It's early days but the good start to the second quarter continued to gather steam across the region yesterday. The boost came from good manufacturing data out of China and the United States on Monday that continued to lift risk appetites.
Growing optimism over US-China trade talks and cheap borrowing costs were also a boon to investors and helped to dispel gloom over slowing global growth.
FXTM chief market strategist Hussein Sayed noted that investors have "found fresh reasons to continue buying risk assets after a robust first-quarter performance".
The Straits Times Index (STI) rose 29.27 points, or 0.9 per cent, to 3,279.78 - its highest close this year.
UOB Kay Hian's vice-president of equities and financial products Brandon Leu said that as the STI "nears its 3,300 resistance, we expect to see some profit-taking, especially after the recent run-up from 3,156".
Elsewhere in Asia, Australia, South Korea, China, Hong Kong and Malaysia closed higher, but Japan crept lower on profit-taking.
Trading here clocked in at 925.28 million securities worth $1.16 billion, with gainers outnumbering losers 227 to 176. Tritech Group was the most active, with 43.6 million shares done, likely due to speculative trading. The usually thinly traded counter added 26.2 per cent to 5.3 cents.
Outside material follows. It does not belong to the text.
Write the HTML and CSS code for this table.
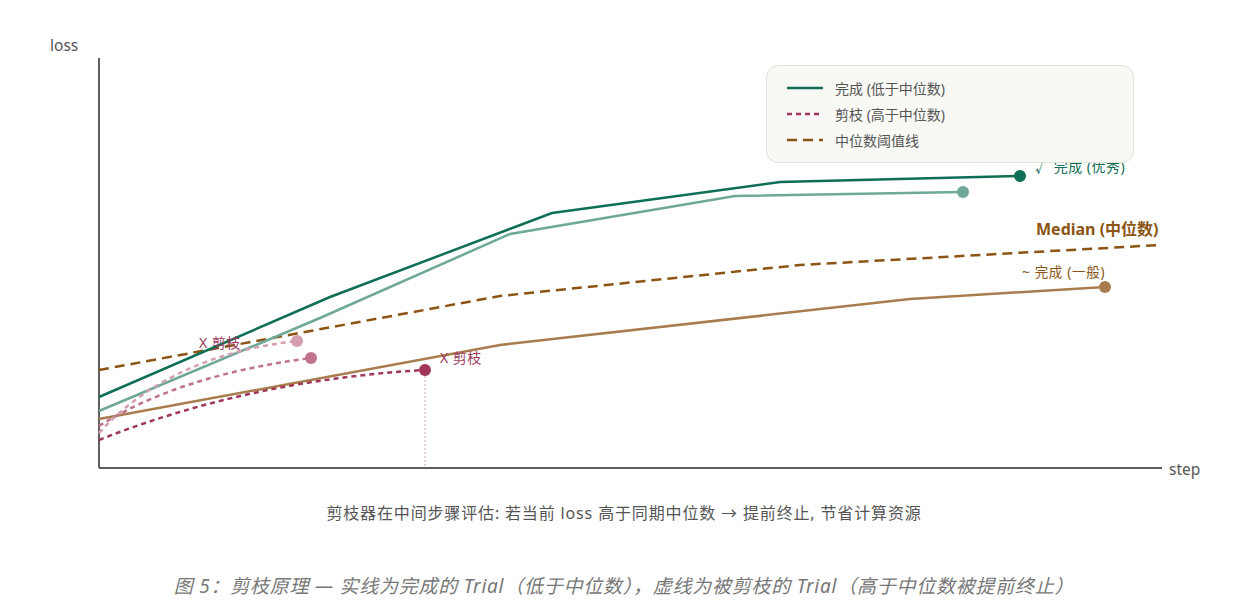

The 23 STI constituents that ended the day in the black included Genting Singapore, which was the index's most traded. The casino operator added 0.9 per cent to $1.06, with 34 million shares changing hands.
DBS added 1.9 per cent to $26.07, while OCBC Bank put on 1.3 per cent to $11.35 and United Overseas Bank rose 1.3 per cent to $25.74.
Clearbridge Health surged 14.2 per cent to 16.9 cents after PhillipCapital initiated coverage on the stock with a "buy" recommendation and a target price of 28 cents. Despite yesterday's robust gains, the share is still down 1.2 per cent this year.
Recent weeks have seen Singapore real estate investment trusts (S-Reits) rally on their defensive nature and the low interest rate environment, outperforming the STI in the first quarter.
Credit Suisse South-east Asia research head Kum Soek Ching said: "Even after the strong performance, we believe most S-Reit valuations can be justified by the lower cost of equity as interest rates fall. Investors may want to add to their positions when there is weakness for better risk-reward."
The bank sees improving demand-supply dynamics in property markets or overseas acquisitions supporting a 1 per cent to 4 per cent distribution per unit growth for S-Reits in the next two years.